If Edinburgh is a Jekyll and Hyde city, the east end of London is positively schizophrenic: the hip and the haggard dancing cheek to cheek in what must have begun as mutual incomprehension and evolved into an uncomfortably symbiotic relationship.  There is an anthropological thesis waiting to be written on the shiny new Sainsburys supermarket, hard up against the new Crossrail construction site. Supermarkets and transport--the arteries pumping the life-blood of the middle classes deep into the Hackney (or do I mean Hockney?) hipster heartlands.  Profitable for the pioneers, infuriating for tardy trend-spotters coming to the party a little too late, a disaster for the generations whose children must join a new diaspora to ever further flung suburbs  in order to afford a corner of their own.  
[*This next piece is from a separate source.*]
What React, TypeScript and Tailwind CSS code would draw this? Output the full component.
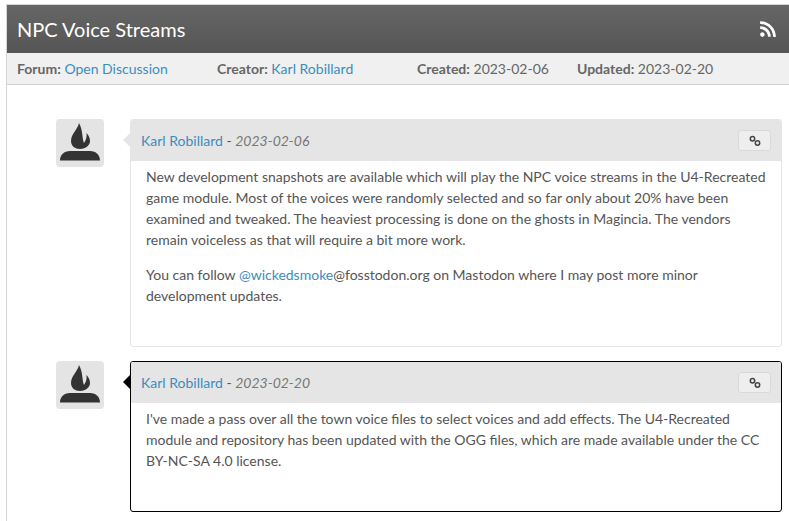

As a foreigner in these parts I have no sense of boundaries and, early to meet  a friend and disinclined to kill time in the sacred aisles of Sainsburys, I peer through the steamed- up windows of a hole in the wall establishment where I can see a young couple leaning toward each other across a formica table in a booth apparently made from bus seats--not as a postmodern statement or a design concept as that sort of thing would be one stop of the new Overground line further away, but more a case of necessity being the honorary uncle of invention.

The couple beat a hasty retreat and there is a feeling of low-level consternation, which makes me wonder if they were about to close for the day, so I ask if it is possible to have a cup of tea. I am graciously invited to take a seat at the only other table, which appears to have been co-opted from someone’s kitchen along with three chairs all too literally on their last legs.  

The man in charge spends the next five minutes giving a lesson in how to make a cup of tea to a dark-haired teenager in a standard uniform of perilously low-slung jeans, dark hoodie and black hightops with tongues lolling as if the shoes are dying of thirst.  Never has tea been made with such exacting attention to detail--right down to the way the teabag is placed in the cup before the water is poured on...from exactly the right height.  The young man follows instructions impatiently but respectfully--a thunderous scowl of concentration adding to the general ‘I mug orphans and widows for a living’ look, which completely vanishes when he smiles, shyly, as he hands over the thick white cup and saucer.  

It is an exemplary cup of tea.  When I compliment them both, the teenager blushes like a girl who has tucked the back of her skirt into her knickers and the older gentleman comes round the counter for a chat.  He is originally from Bangladesh he says,  but has been in London for forty years.  When I say that I am from Edinburgh he tells me that is not possible, as he went to Edinburgh for the Festival once and I sound nothing like Billy Connelly.  

When I remark that he must have seen a great deal of change in the area over the past few years he tells me that it is true, it is no longer the place he once knew, but that ‘change is life’ and he has been lucky.  ‘Where else could I have come with nothing and slowly, slowly built my own business, with hard work alone?‘  But now he does not know how long he will be able to stay, with rent and rates going up every day.  It will soon be retirement and banishment to  Essex.  When I leave I see that his shopfront is squeezed between two ubiquitous, shiny, chain-brand establishments of the kind that will crush his hard-won, hand-made kingdom into oblivion.  

It is with great difficulty that I persuade him to accept the 90 pence the hand-lettered menu board says he charges for a cup of tea.

A few days later I am on my way back to King’s Cross.  It is 8:30 on a Monday morning--rush hour in full flight and the bus is packed.  At a stop in Islington a man pushes his way through the people exiting the middle doors of the bus, so avoiding paying the fare.  He is greying at the temples, wearing trendy spectacles that are too young for him, a dark overcoat that whispers cashmere and carrying a briefcase with a discrete Dunhill logo. He wriggles and slides into a just-vacated seat as if he has been greased, smiling to no one in particular, the faint flush of pleasure on his face the same shade of pink as his copy of the Financial Times.  Clearly the small triumph of dodging the fare has made his day.  I can only assume his wife will not let him buy a sports car.